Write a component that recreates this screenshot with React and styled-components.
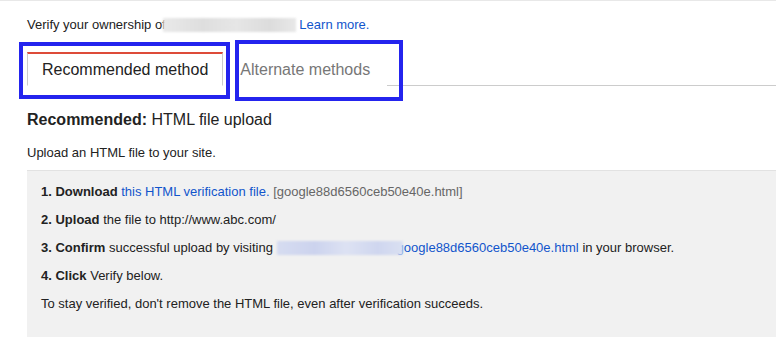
import React from "react";
import styled, { createGlobalStyle } from "styled-components";

const GlobalStyle = createGlobalStyle`
  body {
    margin: 0;
    background: #fff;
    font-family: "Liberation Sans", Arial, sans-serif;
    font-size: 13px;
    color: #222;
  }
`;

const steps = [
  { num: "1.", verb: "Download", kind: "download" },
  { num: "2.", verb: "Upload", kind: "upload" },
  { num: "3.", verb: "Confirm", kind: "confirm" },
  { num: "4.", verb: "Click", kind: "click" },
];

const StepBody = ({ kind }) => {
  if (kind === "download") {
    return (
      <>
        <Link href="#">this HTML verification file.</Link>{" "}
        <Muted>[google88d6560ceb50e40e.html]</Muted>
      </>
    );
  }
  if (kind === "upload") return <>the file to http://www.abc.com/</>;
  if (kind === "confirm") {
    return (
      <>
        successful upload by visiting{" "}
        <Blur $tone="blue" $width={126} />
        <Link href="#">google88d6560ceb50e40e.html</Link> in your browser.
      </>
    );
  }
  return <>Verify below.</>;
};

const App = () => {
  return (
    <Page>
      <GlobalStyle />
      <Intro>
        Verify your ownership of
        <Blur $tone="gray" $width={133} $pull={-3} /> <Link href="#">Learn more.</Link>
      </Intro>

      <TabBar>
        <Tab $active>Recommended method</Tab>
        <Tab>Alternate methods</Tab>
        <Mark style={{ left: -8, top: -10, width: 211, height: 57 }} />
        <Mark style={{ left: 208, top: -12, width: 168, height: 61 }} />
      </TabBar>

      <Heading>
        <b>Recommended:</b> HTML file upload
      </Heading>
      <Lead>Upload an HTML file to your site.</Lead>

      <Instructions>
        {steps.map((s) => (
          <Step key={s.num}>
            <b>
              {s.num} {s.verb}
            </b>{" "}
            <StepBody kind={s.kind} />
          </Step>
        ))}
        <Step>
          To stay verified, don't remove the HTML file, even after verification
          succeeds.
        </Step>
      </Instructions>
    </Page>
  );
};

export default App;

const Page = styled.div`
  border-top: 1px solid #e8e8e8;
  padding-left: 27px;
  height: 336px;
  overflow: hidden;
`;

const Intro = styled.div`
  padding-top: 16px;
  line-height: 16px;
  white-space: nowrap;
`;

const Link = styled.a`
  color: #1155cc;
  text-decoration: none;
`;

const Muted = styled.span`
  color: #666;
`;

const Blur = styled.span`
  display: inline-block;
  vertical-align: -3px;
  width: ${(p) => p.$width}px;
  height: 14px;
  margin-left: ${(p) => p.$pull || 0}px;
  margin-right: ${(p) => (p.$tone === "blue" ? -6 : 0)}px;
  position: relative;
  z-index: 1;
  filter: blur(1.2px);
  background: ${(p) =>
    p.$tone === "blue"
      ? "linear-gradient(90deg, #d6dcf1, #ccd3ee 30%, #dde2f3 55%, #cfd6ef 80%, #dae0f2)"
      : "linear-gradient(90deg, #e9e9e9, #dedede 30%, #e6e6e6 55%, #dcdcdc 80%, #e8e8e8)"};
`;

const TabBar = styled.div`
  position: relative;
  display: flex;
  align-items: flex-end;
  margin-top: 19px;
  border-bottom: 1px solid #ccc;
`;

const Tab = styled.div`
  height: 31px;
  line-height: 31px;
  font-size: 16px;
  padding: 0 ${(p) => (p.$active ? "14px" : "16px")};
  color: ${(p) => (p.$active ? "#222" : "#777")};
  border: 1px solid ${(p) => (p.$active ? "#ccc" : "transparent")};
  border-top: 2px solid ${(p) => (p.$active ? "#dd4b39" : "transparent")};
  border-bottom: 1px solid ${(p) => (p.$active ? "#fff" : "transparent")};
  margin-bottom: -1px;
  background: #fff;
`;

const Mark = styled.div`
  position: absolute;
  box-sizing: border-box;
  border: 4px solid #2424ee;
  pointer-events: none;
`;

const Heading = styled.div`
  margin-top: 24px;
  font-size: 16px;
  line-height: 20px;
`;

const Lead = styled.div`
  margin-top: 15px;
  line-height: 16px;
`;

const Instructions = styled.div`
  margin-top: 9px;
  background: #f1f1f1;
  border-top: 1px solid #e2e2e2;
  padding: 7px 14px 40px;
`;

const Step = styled.div`
  line-height: 28px;
  white-space: nowrap;
`;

******************************

- _What you are asked to do_:
Print out the lines exactly, skipping any picture.

- _Complete output_:
Write a component that recreates this screenshot with React and styled-components.
import React from "react";
import styled, { createGlobalStyle } from "styled-components";

const GlobalStyle = createGlobalStyle`
  body {
    margin: 0;
    background: #fff;
    font-family: "Liberation Sans", Arial, sans-serif;
    font-size: 13px;
    color: #222;
  }
`;

const steps = [
  { num: "1.", verb: "Download", kind: "download" },
  { num: "2.", verb: "Upload", kind: "upload" },
  { num: "3.", verb: "Confirm", kind: "confirm" },
  { num: "4.", verb: "Click", kind: "click" },
];

const StepBody = ({ kind }) => {
  if (kind === "download") {
    return (
      <>
        <Link href="#">this HTML verification file.</Link>{" "}
        <Muted>[google88d6560ceb50e40e.html]</Muted>
      </>
    );
  }
  if (kind === "upload") return <>the file to http://www.abc.com/</>;
  if (kind === "confirm") {
    return (
      <>
        successful upload by visiting{" "}
        <Blur $tone="blue" $width={126} />
        <Link href="#">google88d6560ceb50e40e.html</Link> in your browser.
      </>
    );
  }
  return <>Verify below.</>;
};

const App = () => {
  return (
    <Page>
      <GlobalStyle />
      <Intro>
        Verify your ownership of
        <Blur $tone="gray" $width={133} $pull={-3} /> <Link href="#">Learn more.</Link>
      </Intro>

      <TabBar>
        <Tab $active>Recommended method</Tab>
        <Tab>Alternate methods</Tab>
        <Mark style={{ left: -8, top: -10, width: 211, height: 57 }} />
        <Mark style={{ left: 208, top: -12, width: 168, height: 61 }} />
      </TabBar>

      <Heading>
        <b>Recommended:</b> HTML file upload
      </Heading>
      <Lead>Upload an HTML file to your site.</Lead>

      <Instructions>
        {steps.map((s) => (
          <Step key={s.num}>
            <b>
              {s.num} {s.verb}
            </b>{" "}
            <StepBody kind={s.kind} />
          </Step>
        ))}
        <Step>
          To stay verified, don't remove the HTML file, even after verification
          succeeds.
        </Step>
      </Instructions>
    </Page>
  );
};

export default App;

const Page = styled.div`
  border-top: 1px solid #e8e8e8;
  padding-left: 27px;
  height: 336px;
  overflow: hidden;
`;

const Intro = styled.div`
  padding-top: 16px;
  line-height: 16px;
  white-space: nowrap;
`;

const Link = styled.a`
  color: #1155cc;
  text-decoration: none;
`;

const Muted = styled.span`
  color: #666;
`;

const Blur = styled.span`
  display: inline-block;
  vertical-align: -3px;
  width: ${(p) => p.$width}px;
  height: 14px;
  margin-left: ${(p) => p.$pull || 0}px;
  margin-right: ${(p) => (p.$tone === "blue" ? -6 : 0)}px;
  position: relative;
  z-index: 1;
  filter: blur(1.2px);
  background: ${(p) =>
    p.$tone === "blue"
      ? "linear-gradient(90deg, #d6dcf1, #ccd3ee 30%, #dde2f3 55%, #cfd6ef 80%, #dae0f2)"
      : "linear-gradient(90deg, #e9e9e9, #dedede 30%, #e6e6e6 55%, #dcdcdc 80%, #e8e8e8)"};
`;

const TabBar = styled.div`
  position: relative;
  display: flex;
  align-items: flex-end;
  margin-top: 19px;
  border-bottom: 1px solid #ccc;
`;

const Tab = styled.div`
  height: 31px;
  line-height: 31px;
  font-size: 16px;
  padding: 0 ${(p) => (p.$active ? "14px" : "16px")};
  color: ${(p) => (p.$active ? "#222" : "#777")};
  border: 1px solid ${(p) => (p.$active ? "#ccc" : "transparent")};
  border-top: 2px solid ${(p) => (p.$active ? "#dd4b39" : "transparent")};
  border-bottom: 1px solid ${(p) => (p.$active ? "#fff" : "transparent")};
  margin-bottom: -1px;
  background: #fff;
`;

const Mark = styled.div`
  position: absolute;
  box-sizing: border-box;
  border: 4px solid #2424ee;
  pointer-events: none;
`;

const Heading = styled.div`
  margin-top: 24px;
  font-size: 16px;
  line-height: 20px;
`;

const Lead = styled.div`
  margin-top: 15px;
  line-height: 16px;
`;

const Instructions = styled.div`
  margin-top: 9px;
  background: #f1f1f1;
  border-top: 1px solid #e2e2e2;
  padding: 7px 14px 40px;
`;

const Step = styled.div`
  line-height: 28px;
  white-space: nowrap;
`;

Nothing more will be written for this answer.